Many Christian Filipinos mark the end of the initial mourning period on the fortieth day after death, and have a Mass said. They believe that the soul remains on the earthly plane for forty days before entering the afterlife, recalling how Christ ascended to heaven forty days after his Resurrection.
In Hinduism, some popular religious prayers consist of forty shlokas or dohas (couplets, stanzas). The most common being the Hanuman Chalisa (chaalis is the Hindi term for 40).
In the Hindu system some of the popular fasting periods consist 40 days and is called the period One 'Mandala Kalam' Kalam means a period and Mandala Kalam means a period of 40 days. For example, the devotees (male and female) of Swami Ayyappa, the name of a Hindu god very popular in Kerala, India (Sabarimala Swami Ayyappan) strictly observed forty days fasting and visit (since female devotees of a certain biological age group wouldn't be able to perform the continuous 40-day-austerities, they wouldn't enter into the god's temple until September 2018) with their holy submission or offerings on 41st or a convenient day after a minimum 40 days practice of fasting. The offering is called "Kaanikka".
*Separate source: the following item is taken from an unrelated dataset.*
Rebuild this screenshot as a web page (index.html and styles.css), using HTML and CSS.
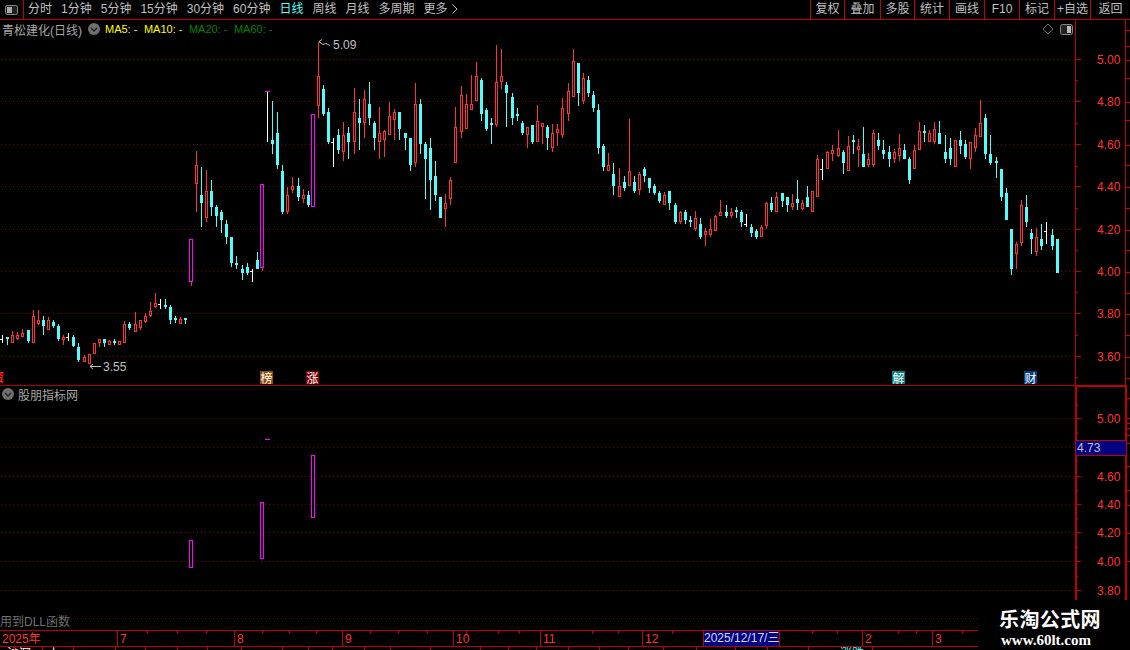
FILE: index.html
```html
<!DOCTYPE html>
<html lang="zh">
<head>
<meta charset="utf-8">
<title>青松建化(日线)</title>
<link rel="stylesheet" href="styles.css">
</head>
<body>
<div class="app">
  <header class="toolbar">
    <div class="pane-toggle">
      <svg width="13" height="10" viewBox="0 0 13 10"><rect x="0.5" y="0.5" width="12" height="9" rx="2" fill="#222" stroke="#888"/><rect x="2" y="2" width="5" height="6" fill="#aaa"/></svg>
    </div>
    <nav class="periods">
      <span>分时</span><span>1分钟</span><span>5分钟</span><span>15分钟</span><span>30分钟</span><span>60分钟</span>
      <span class="active">日线</span><span>周线</span><span>月线</span><span>多周期</span><span>更多 <svg class="more" width="6" height="10" viewBox="0 0 6 10"><path d="M0.5 0.5 L5 5 L0.5 9.5" fill="none" stroke="#c0c0c0"/></svg></span>
    </nav>
    <div class="tools">
      <span>复权</span><span>叠加</span><span>多股</span><span>统计</span><span>画线</span><span>F10</span><span>标记</span><span>+自选</span><span>返回</span>
    </div>
  </header>

  <section class="pane pane-upper">
    <svg id="upper" class="plot" width="1130" height="365" viewBox="0 0 1130 365"></svg>
    <div class="legend">
      <span class="stock">青松建化(日线)</span>
      <svg class="chev" width="12" height="12" viewBox="0 0 12 12"><circle cx="6" cy="6" r="6" fill="#6e6e6e"/><path d="M3 5 L6 8 L9 5" fill="none" stroke="#222" stroke-width="1.4"/></svg>
      <span class="ma yellow">MA5: -</span><span class="ma yellow">MA10: -</span><span class="ma green">MA20: -</span><span class="ma green">MA60: -</span>
    </div>
    <div class="corner-icons">
      <svg width="12" height="12" viewBox="0 0 12 12"><path d="M6 1 L11 6 L6 11 L1 6 Z" fill="none" stroke="#707070"/></svg>
      <svg width="13" height="11" viewBox="0 0 13 11"><rect x="0.5" y="0.5" width="12" height="10" rx="2" fill="#222" stroke="#888"/><rect x="7" y="2" width="4" height="7" fill="#bbb"/></svg>
    </div>
    <div class="flags">
      <span class="flag orange" data-x="260">榜</span>
      <span class="flag maroon" data-x="306">涨</span>
      <span class="flag teal" data-x="892">解</span>
      <span class="flag navy" data-x="1024">财</span>
    </div>
  </section>

  <section class="pane pane-lower">
    <svg id="lower" class="plot" width="1130" height="245" viewBox="0 0 1130 245"></svg>
    <div class="legend">
      <svg class="chev first" width="12" height="12" viewBox="0 0 12 12"><circle cx="6" cy="6" r="6" fill="#6e6e6e"/><path d="M3 5 L6 8 L9 5" fill="none" stroke="#222" stroke-width="1.4"/></svg>
      <span class="stock">股朋指标网</span>
    </div>
    <div class="price-tag">4.73</div>
    <div class="dll">用到DLL函数</div>
  </section>

  <footer class="dates">
    <div id="dateCells" class="date-cells">
      <span class="c118">2025年</span><span class="c117">7</span><span class="c108">8</span><span class="c111">9</span><span class="c87">10</span><span class="c102">11</span><span class="c220">12</span><span class="c70">2</span><span class="c45">3</span>
    </div>
    <div class="cursor-date">2025/12/17/三</div>
  </footer>
  <div id="status" class="status"><span class="s1">沪深</span><span class="s2">上</span><span class="s3">涨跌</span></div>

  <aside class="watermark">
    <div class="wm-cn">乐淘公式网</div>
    <div class="wm-en">www.60lt.com</div>
  </aside>
</div>
<script src="chart.js"></script>
</body>
</html>
```

FILE: styles.css
```css
* { box-sizing: border-box; }
html, body { margin: 0; padding: 0; background: #000; overflow: hidden; }
body { font-family: "Liberation Sans", "Noto Sans CJK SC", sans-serif; font-size: 12px; color: #c0c0c0; }
.app { position: relative; width: 1130px; height: 650px; overflow: hidden; background: #000; display: flex; flex-direction: column; }

.toolbar { height: 20px; flex: none; display: flex; align-items: stretch; border-bottom: 1px solid #c00000; line-height: 19px; }
.pane-toggle { width: 24px; border-right: 1px solid #c00000; display: flex; align-items: center; justify-content: center; padding-right: 1px; }
.periods { display: flex; gap: 9px; padding-left: 4px; white-space: nowrap; }
.periods .active { color: #54fcfc; }
.more { vertical-align: -1px; margin-left: 1px; }
.tools { margin-left: auto; display: grid; grid-template-columns: 34px 36px 34px 35px 35px 35px 35px 36px 40px; }
.tools span { border-left: 1px solid #c00000; text-align: center; white-space: nowrap; }

.pane { position: relative; flex: none; }
.pane-upper { height: 365px; }
.pane-lower { height: 245px; }
.plot { display: block; }
.plot text { font-family: "Liberation Sans", sans-serif; font-size: 12px; }
.plot .axis-label { fill: #ff3232; }
.plot .ext-label { fill: #c0c0c0; }
.plot .edge-glyph { fill: #ff2020; font-family: "Noto Sans CJK SC", sans-serif; font-weight: 700; }

.legend { position: absolute; left: 2px; top: 2px; display: flex; align-items: center; height: 14px; white-space: nowrap; }
.stock { color: #a8a8a8; }
.chev { margin: 0 5px 0 6px; flex: none; }
.chev.first { margin: 0 4px 0 0; }
.ma { font-size: 11px; margin-right: 6.5px; }
.yellow { color: #ffff00; }
.green { color: #008000; }

.corner-icons { position: absolute; right: 57px; top: 3px; display: flex; align-items: center; gap: 6px; }

.flag { position: absolute; top: 351px; width: 13px; height: 13px; color: #fff; font-size: 12px; line-height: 13px; text-align: center; font-family: "Noto Sans CJK SC", sans-serif; }
.flag.orange { background: #8a4e0a; }
.flag.maroon { background: #800000; }
.flag.teal { background: #008080; }
.flag.navy { background: #004080; }

.price-tag { position: absolute; left: 1076px; top: 55px; width: 50px; height: 16px; background: #000080; border-top: 1px solid #c00000; border-bottom: 1px solid #c00000; color: #c0c0d8; line-height: 14px; padding-left: 1px; }
.dll { position: absolute; left: 0; top: 229px; background: #000; color: #707070; line-height: 16px; padding-right: 2px; }

.dates { position: relative; height: 17px; flex: none; width: 978px; border-top: 1px solid #c00000; border-bottom: 1px solid #c00000; color: #ff3232; }
.date-cells { display: flex; height: 15px; line-height: 16px; }
.date-cells span { flex: none; padding-left: 2px; border-right: 1px solid #c00000; overflow: hidden; white-space: nowrap; }
.date-cells span:last-child { border-right: 0; }
.c118 { width: 118px; }
.c117 { width: 117px; }
.c108 { width: 108px; }
.c111 { width: 111px; }
.c87 { width: 87px; }
.c102 { width: 102px; }
.c220 { width: 220px; }
.c70 { width: 70px; }
.c45 { width: 45px; }
.tick { position: absolute; top: 0; width: 1px; height: 3px; background: #c00000; }
.cursor-date { position: absolute; left: 703px; top: 0; width: 77px; height: 15px; background: #000080; border-left: 1px solid #c00000; border-right: 1px solid #c00000; color: #d8d8f0; line-height: 15px; text-align: center; white-space: nowrap; }

.status { position: relative; flex: none; height: 3px; overflow: hidden; width: 978px; }
.status span { position: absolute; top: 0; line-height: 14px; }
.s1 { left: 7px; color: #fff; }
.s2 { left: 48px; color: #fff; }
.s3 { left: 840px; color: #54fcfc; }
.status i { position: absolute; top: 0; width: 1px; height: 3px; background: #c00000; }

.watermark { position: absolute; right: 0; bottom: 0; width: 152px; height: 50px; background: #000; color: #fff; text-align: center; padding-right: 8px; }
.wm-cn { font-family: "Noto Sans CJK SC", sans-serif; font-weight: 700; font-size: 20px; line-height: 24px; letter-spacing: 0.4px; margin-top: 7px; white-space: nowrap; }
.wm-en { font-family: "Liberation Serif", serif; font-weight: 700; font-size: 15px; line-height: 16px; margin-top: 1px; margin-right: 8px; white-space: nowrap; }
```

FILE: chart.js
```js
var RED = '#ff3232', CYAN = '#54fcfc', WHITE = '#ffffff', MAG = '#ff00ff';
var GRID = '#780000', LINE = '#c00000';

// [zoomX, high, bodyTop, bodyBottom, low, type]
var segments = [
  { ox: 0, oy: 280, d: [
    [7,165,178,178,190,'w'],[22,172,172,178,195,'c'],[37,153,165,187,190,'r'],[52,155,165,175,180,'r'],[67,148,160,167,170,'r'],
    [85,150,150,183,188,'c'],[100,90,108,185,185,'r'],[115,90,120,130,135,'r'],[130,108,120,137,165,'c'],[145,112,120,147,150,'r'],
    [160,120,125,137,145,'c'],[175,132,138,178,183,'c'],[190,165,170,178,195,'r'],[205,160,172,172,183,'w'],[220,165,170,197,200,'c'],
    [235,190,200,240,245,'c'],[253,225,232,243,247,'r'],[268,222,222,248,250,'r'],[283,190,190,220,220,'r'],[298,177,177,186,200,'r'],
    [313,177,177,190,200,'c'],[328,180,183,192,195,'r'],[343,177,182,190,195,'c'],[358,183,183,192,195,'r'],[373,123,132,186,190,'r'],
    [388,125,132,145,150,'c'],[406,97,132,152,152,'r'],[421,120,120,140,150,'r'],[436,100,107,122,130,'r'],[451,67,93,105,110,'r'],
    [466,40,69,78,85,'r'],[481,57,72,72,87,'w'],[496,57,75,82,88,'c'],[511,75,81,120,132,'c'],[526,107,113,120,130,'c'],
    [541,112,118,130,132,'r'],[556,114,114,120,132,'c']
  ]},
  { ox: 180, oy: 30, d: [
    [34,628,628,752,768,'m'],[49,363,406,458,545,'r'],[64,411,495,519,591,'c'],[79,420,484,560,575,'r'],[94,450,483,531,558,'c'],
    [109,525,531,558,591,'c'],[124,540,546,570,609,'c'],[139,570,582,621,642,'c'],[154,621,621,699,711,'c'],[169,678,699,705,717,'c'],
    [187,705,717,729,750,'c'],[202,699,711,729,735,'c'],[217,717,724,724,756,'w'],[232,666,690,717,717,'c'],[247,462,462,712,723,'m'],
    [262,184,184,184,336,'t'],[277,213,330,342,372,'c'],[292,246,309,405,417,'c'],[307,405,423,546,552,'c'],[322,472,496,543,552,'r'],
    [337,441,468,477,489,'r'],[355,444,468,501,513,'c'],[370,477,496,503,519,'r'],[385,484,495,525,531,'c'],[400,253,253,527,531,'m'],
    [415,36,139,224,264,'r'],[430,166,177,252,258,'c'],[445,234,246,336,342,'c'],[460,324,336,336,411,'w'],[475,297,315,360,372,'c'],
    [490,277,316,362,393,'r'],[505,292,309,336,387,'c'],[523,175,247,332,372,'r'],[538,208,264,279,360,'c'],[553,181,208,275,324,'r'],
    [568,156,222,264,285,'c'],[583,273,279,324,360,'c'],[598,232,310,332,387,'r'],[613,300,304,326,381,'r'],[628,215,259,312,315,'r'],
    [643,238,247,266,330,'r'],[658,246,246,297,330,'c'],[676,309,309,324,360,'c'],[691,324,324,405,423,'c'],[706,160,222,395,411,'r'],
    [721,207,222,342,372,'c'],[736,336,342,387,507,'c'],[751,324,354,450,540,'c'],[766,393,438,495,513,'c'],[781,501,501,564,564,'c'],
    [796,492,520,533,591,'r'],[811,441,450,503,525,'r'],[826,232,292,396,399,'r'],[844,168,196,304,324,'r'],[859,193,223,294,297,'r'],
    [874,136,223,236,236,'r'],[889,96,139,210,210,'r']
  ]},
  { ox: 460, oy: 30, d: [
    [64,145,150,252,273,'c'],[79,235,240,297,303,'c'],[94,264,279,285,342,'c'],[109,45,156,282,291,'r'],[124,57,138,153,177,'r'],
    [139,156,165,189,291,'c'],[157,189,201,264,285,'c'],[172,235,252,258,273,'c'],[187,273,279,309,315,'c'],[202,291,291,312,354,'r'],
    [217,285,285,336,342,'c'],[232,225,273,333,333,'r'],[247,279,279,288,342,'r'],[262,285,291,324,360,'c'],[277,282,309,351,366,'r'],
    [292,282,297,306,348,'r'],[307,205,235,312,324,'r'],[325,160,183,248,273,'r'],[340,57,94,197,197,'r'],[355,99,99,189,228,'c'],
    [370,129,144,210,222,'r'],[385,139,150,189,201,'c'],[400,183,195,234,246,'c'],[415,222,240,354,372,'c'],[430,342,348,411,423,'c'],
    [445,369,405,420,420,'r'],[460,399,432,468,495,'c'],[478,414,468,497,497,'r'],[493,438,456,474,483,'c'],[508,267,423,465,465,'r'],
    [523,438,456,483,489,'c'],[538,426,432,477,495,'r'],[553,411,417,438,456,'c'],[568,444,444,474,489,'c'],[583,462,468,489,495,'c'],
    [598,483,489,513,519,'c'],[613,486,495,522,525,'r'],[628,483,483,519,540,'c'],[646,519,525,576,582,'c'],[661,543,546,573,582,'r'],
    [676,540,546,570,582,'c'],[691,558,570,576,591,'c'],[706,543,564,594,603,'r'],[721,564,582,621,627,'c'],[736,594,603,612,648,'r'],
    [751,567,597,612,621,'r'],[766,555,558,600,603,'r'],[781,510,546,555,555,'r'],[799,525,546,558,564,'c'],[814,534,546,555,564,'r'],
    [829,531,540,546,564,'c'],[844,540,546,576,591,'c'],[859,552,582,582,591,'w'],[874,582,591,609,621,'c'],[889,597,603,621,627,'c']
  ]},
  { ox: 760, oy: 90, d: [
    [3,405,411,438,438,'r'],[19,336,339,405,417,'r'],[34,321,339,360,366,'c'],[49,306,321,363,366,'r'],[67,309,309,333,351,'c'],
    [82,321,321,345,366,'c'],[97,312,339,348,360,'r'],[112,270,327,339,360,'c'],[127,330,339,354,360,'r'],[142,288,321,351,351,'c'],
    [157,303,303,363,366,'r'],[172,195,207,318,321,'r'],[187,207,238,238,270,'w'],[202,183,186,234,237,'r'],[217,165,180,189,213,'r'],
    [235,120,175,195,201,'r'],[250,180,186,219,252,'c'],[265,138,168,240,240,'r'],[280,135,150,156,192,'c'],[295,147,168,177,231,'r'],
    [310,111,192,231,231,'c'],[325,189,207,222,231,'r'],[340,120,129,222,231,'r'],[355,129,150,168,180,'c'],[370,150,180,192,207,'c'],
    [388,168,186,207,231,'c'],[403,177,186,204,219,'r'],[418,132,174,195,213,'r'],[433,162,180,207,207,'c'],[448,201,207,270,282,'c'],
    [463,165,180,235,237,'r'],[478,96,123,177,180,'r'],[493,105,123,129,156,'c'],[508,120,129,153,156,'r'],[523,96,117,153,162,'r'],
    [538,93,129,162,162,'c'],[556,135,186,207,219,'c'],[571,144,174,207,225,'c'],[586,150,150,228,228,'r'],[601,123,150,168,192,'c'],
    [616,150,162,201,207,'c'],[631,156,156,204,237,'r'],[646,114,135,171,186,'r'],[661,30,99,138,138,'r'],[676,72,84,192,207,'c'],
    [691,135,192,219,225,'c'],[709,201,213,219,264,'c'],[724,237,237,321,333,'c'],[739,294,309,390,390,'c'],[754,417,417,537,555,'c'],
    [769,456,462,489,537,'r'],[784,330,345,456,468,'r'],[799,315,351,396,411,'c'],[814,417,429,447,492,'c'],[829,414,441,483,498,'r'],
    [844,402,447,468,480,'c'],[859,396,424,424,462,'w'],[877,417,435,468,480,'c'],[892,447,447,549,549,'c']
  ]}
];

var DOT_DEFS = function (id) {
  return '<defs><pattern id="' + id + '" width="4" height="1" patternUnits="userSpaceOnUse"><rect x="1" width="1" height="1" fill="' + GRID + '" shape-rendering="crispEdges"/></pattern></defs>';
};
function rect(x, y, w, h, fill) {
  return '<rect x="' + x + '" y="' + y + '" width="' + w + '" height="' + h + '" fill="' + fill + '" shape-rendering="crispEdges"/>';
}
function outline(x, y, w, h, stroke) {
  return '<rect x="' + (x + 0.5) + '" y="' + (y + 0.5) + '" width="' + w + '" height="' + h + '" fill="#000" stroke="' + stroke + '" shape-rendering="crispEdges"/>';
}
function dotted(id, y, x0, x1) {
  return rect(x0, y, x1 - x0, 1, 'url(#' + id + ')');
}
function label(x, y, text, cls) {
  return '<text x="' + x + '" y="' + y + '" class="' + cls + '">' + text + '</text>';
}

function axisFrame(h, top) {
  return rect(1075, top, 1, h - top, LINE) + rect(1125, top, 1, h - top, LINE);
}

function drawUpper() {
  var top = 20, s = DOT_DEFS('dotU');
  var grid = [[59,'5.00'],[101,'4.80'],[144,'4.60'],[186,'4.40'],[229,'4.20'],[271,'4.00'],[313,'3.80'],[356,'3.60']];
  grid.forEach(function (g) {
    var y = g[0] - top;
    s += dotted('dotU', y, 0, 1075);
    s += rect(1075, y, 6, 1, LINE);
    s += label(1097, y + 5, g[1], 'axis-label');
  });
  [80,123,166,208,250,292,335,377].forEach(function (y) { s += rect(1075, y - top, 3, 1, LINE); });
  s += axisFrame(365, 0);
  [30,46,60,78,102,120,145,165,187,208,230,250,272,293,314,335,357,378].forEach(function (y) { s += rect(1126, y - top, 4, 1, LINE); });

  segments.forEach(function (seg) {
    seg.d.forEach(function (c) {
      var x = Math.floor(seg.ox + c[0] / 3);
      var hi = Math.round(seg.oy + c[1] / 3) - top, t = Math.round(seg.oy + c[2] / 3) - top;
      var b = Math.round(seg.oy + c[3] / 3) - top, lo = Math.round(seg.oy + c[4] / 3) - top;
      var k = c[5];
      if (k === 'c') {
        s += rect(x, hi, 1, Math.max(lo - hi, 1), CYAN) + rect(x - 1, t, 3, Math.max(b - t, 2), CYAN);
      } else if (k === 'r') {
        s += rect(x, hi, 1, Math.max(lo - hi, 1), RED) + outline(x - 1, t, 2, Math.max(b - t, 2), RED);
      } else if (k === 'w') {
        s += rect(x, hi, 1, lo - hi, WHITE) + rect(x - 2, t, 2, 1, WHITE);
      } else if (k === 't') {
        s += rect(x, hi, 1, lo - hi, WHITE) + rect(x - 2, hi, 5, 1, MAG);
      } else if (k === 'm') {
        s += rect(x, b, 1, Math.max(lo - b, 1), RED) + outline(x - 2, t, 3, b - t, MAG);
      }
    });
  });

  // extreme markers
  s += '<path d="M330 25.5 L326 23.5 L323 24.5 L319 21.5 M319 21.5 L322 19.5 M319 21.5 L322 24" fill="none" stroke="#c0c0c0"/>';
  s += label(333, 29, '5.09', 'ext-label');
  s += '<path d="M101 346.5 H90 M90 346.5 L93 344 M90 346.5 L93 349" fill="none" stroke="#c0c0c0"/>';
  s += label(103, 351, '3.55', 'ext-label');
  s += label(-8, 362, '资', 'edge-glyph');
  document.getElementById('upper').innerHTML = s;
}

function drawLower() {
  var top = 385, s = DOT_DEFS('dotL');
  s += rect(0, 0, 1075, 1, '#b00000') + rect(1075, 0, 51, 2, LINE);
  var grid = [[418,'5.00'],[447,''],[476,'4.60'],[504,'4.40'],[532,'4.20'],[561,'4.00'],[590,'3.80']];
  grid.forEach(function (g) {
    var y = g[0] - top;
    s += dotted('dotL', y, 0, 1075);
    s += rect(1075, y, 6, 1, LINE);
    if (g[1]) s += label(1097, y + 5, g[1], 'axis-label');
  });
  s += dotted('dotL', 618 - top, 0, 978);
  [405,433,461,490,518,547,576].forEach(function (y) { s += rect(1075, y - top, 3, 1, LINE); });
  s += rect(1076, 0, 1, 215, LINE) + axisFrame(215, 0) + rect(1126, 0, 1, 215, LINE);
  [398,418,423,428,435,443,466,490,505,533,561].forEach(function (y) { s += rect(1127, y - top, 3, 1, LINE); });
  s += outline(189, 540 - top, 3, 27, MAG) + outline(260, 502 - top, 3, 56, MAG) + outline(311, 455 - top, 3, 62, MAG);
  s += rect(265, 439 - top, 5, 1, MAG);
  document.getElementById('lower').innerHTML = s;
}

function drawDates() {
  var host = document.querySelector('.dates');
  [147,177,206,262,289,316,370,398,427,466,498,519,592,618,672,812,837,898,916,962].forEach(function (x) {
    var t = document.createElement('i');
    t.className = 'tick';
    t.style.left = x + 'px';
    host.appendChild(t);
  });
  var st = document.getElementById('status');
  [14,42,73,115,145,177,207,241,282,308,332,364,390,430,480,508,536,568,599,628,663,696,735,767,808,872].forEach(function (x) {
    var t = document.createElement('i');
    t.style.left = x + 'px';
    st.appendChild(t);
  });
}

function placeFlags() {
  document.querySelectorAll('.flag').forEach(function (f) { f.style.left = f.getAttribute('data-x') + 'px'; });
}

drawUpper();
drawLower();
drawDates();
placeFlags();
```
Fortycoats & Co. was an Irish children's television drama series of the 1980s; the name is based on the nickname of a Dublin tramp, Johnny Fortycoats, of the 1930s.
In baseball, each team in Major League Baseball is allowed to have 40 players under major-league contracts at any given time (not including players on the 60-day disabled list). From September 1 to the end of the regular season, teams were allowed to expand their game-day rosters to include the entire 40-man roster through the 2019 season, but from 2020 teams are only allowed 28 players on their game-day rosters during that period.
In horse racing, the maximum permitted number of runners in the Grand National is 40.
To understand a people, you must live among them for 40 days. ~Arabic proverb
Quarantine, the practice of isolation to prevent the spread of epidemic disease, derives from a Venetian dialect of the Italian 'quaranta giorni' meaning 'forty days', the period that ships were required to be isolated before passengers and crew could go ashore during the Black Death.
Forty-shilling freeholders, a nickname, given to those who qualified for a franchise, the right to vote, based on their interest in land and/or property with an annual rental value of 40s. Introduced in England in 1430, it applied there and in many associated territories, in various forms, up to 1918.